If the CFATF-approved amendments that were tabled in the House one year ago are not enacted, Guyana can be blacklisted globally by the France-headquartered Financial Action Task Force (FATF).

Following is the full text of the statement:

The Conference of Heads of Government of the Caribbean Community regards with profound dismay, Guyana’s inability to enact the requisite legislation aimed at implementing the recommendations of the Caribbean Financial Action Task Force (CFATF) to address deficiencies in its anti-money laundering regime.

We recognise that Guyana’s failure to enact this Bill will result in Guyana being blacklisted by CFATF and consequently have far-reaching implications and, indeed, repercussions on the economy of Guyana as well as that of every territory of the Region. It will affect the cost of processing international transactions and will adversely affect trade and financial flows in the Region. The non-passage of the Bill will also retard the regional integration enterprise, limit the opportunity for growth in Guyana and the Region and result in hardship for the people of Guyana, and indeed, of the Region.

We call on all relevant parties to enact the necessary legislation in the national and regional interest.


The opposition A Partnership for National Unity (APNU) has insisted on several amendments to the principal act, saying it is aimed at improving governance of the AML architecture and clamping down on suspected launderers.

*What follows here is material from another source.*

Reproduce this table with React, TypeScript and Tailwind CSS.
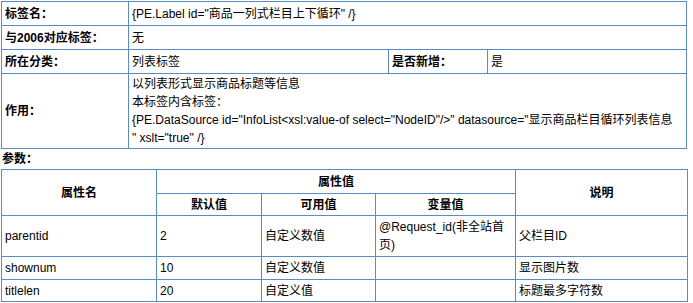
import React from "react";

const c = "border border-[#5b8cbf] px-[3px] align-middle";
const h = "border border-[#5b8cbf] px-[3px] align-middle text-center font-bold";

export default function App() {
  return (
    <div className="bg-white text-black font-['Liberation_Sans','Noto_Sans_CJK_SC',sans-serif] text-[12px] leading-[18px] pl-[1px] pt-[1px] w-[693px] h-[303px]">
      <table className="border-collapse table-fixed w-[685px]">
        <colgroup>
          <col className="w-[127px]" />
          <col className="w-[260px]" />
          <col className="w-[99px]" />
          <col className="w-[199px]" />
        </colgroup>
        <tbody>
          <tr className="h-[24px]">
            <td className={c + " font-bold"}>标签名：</td>
            <td className={c} colSpan={3}>{'{PE.Label id="商品一列式栏目上下循环" /}'}</td>
          </tr>
          <tr className="h-[24px]">
            <td className={c + " font-bold"}>与2006对应标签：</td>
            <td className={c} colSpan={3}>无</td>
          </tr>
          <tr className="h-[24px]">
            <td className={c + " font-bold"}>所在分类：</td>
            <td className={c}>列表标签</td>
            <td className={c + " font-bold"}>是否新增：</td>
            <td className={c}>是</td>
          </tr>
          <tr className="h-[74px]">
            <td className={c + " font-bold"}>作用：</td>
            <td className={c + " py-[1px]"} colSpan={3}>
              <div>以列表形式显示商品标题等信息</div>
              <div>本标签内含标签：</div>
              <div className="whitespace-nowrap">{'{PE.DataSource id="InfoList<xsl:value-of select="NodeID"/>" datasource="显示商品栏目循环列表信息'}</div>
              <div>{'" xslt="true" /}'}</div>
            </td>
          </tr>
        </tbody>
      </table>
      <div className="h-[20px] flex items-center font-bold pl-[1px]">参数：</div>
      <table className="border-collapse table-fixed w-[686px]">
        <colgroup>
          <col className="w-[155px]" />
          <col className="w-[105px]" />
          <col className="w-[114px]" />
          <col className="w-[140px]" />
          <col className="w-[172px]" />
        </colgroup>
        <tbody>
          <tr className="h-[24px]">
            <td className={h} rowSpan={2}>属性名</td>
            <td className={h} colSpan={3}>属性值</td>
            <td className={h} rowSpan={2}>说明</td>
          </tr>
          <tr className="h-[22px]">
            <td className={h}>默认值</td>
            <td className={h}>可用值</td>
            <td className={h}>变量值</td>
          </tr>
          <tr className="h-[41px]">
            <td className={c}>parentid</td>
            <td className={c}>2</td>
            <td className={c}>自定义数值</td>
            <td className={c}>@Request_id(非全站首页)</td>
            <td className={c}>父栏目ID</td>
          </tr>
          <tr className="h-[23px]">
            <td className={c}>shownum</td>
            <td className={c}>10</td>
            <td className={c}>自定义数值</td>
            <td className={c}></td>
            <td className={c}>显示图片数</td>
          </tr>
          <tr className="h-[22px]">
            <td className={c}>titlelen</td>
            <td className={c}>20</td>
            <td className={c}>自定义值</td>
            <td className={c}></td>
            <td className={c}>标题最多字符数</td>
          </tr>
        </tbody>
      </table>
    </div>
  );
}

Their proposed amendments include the need for an Anti-Money Laundering Authority to oversee the functioning of the various agencies that are involved in countering money laundering and financing terrorism. The Alliance For Change (AFC) has also joined APNU in demanding that the officers of the Financial Intelligence Unit (FIU) be appointed by the National Assembly. Also part of the opposition’s raft of amendments is the seizure of huge sums of money by police and customs anywhere in Guyana once they are suspected to be proceeds of crime.

But government is banking on the CFATF’s view that the opposition’s proposed amendments, if passed, risked making Guyana non-compliant. Government has further argued that the opposition’s changes might result in the need to amend other laws that have not been contemplated at this time.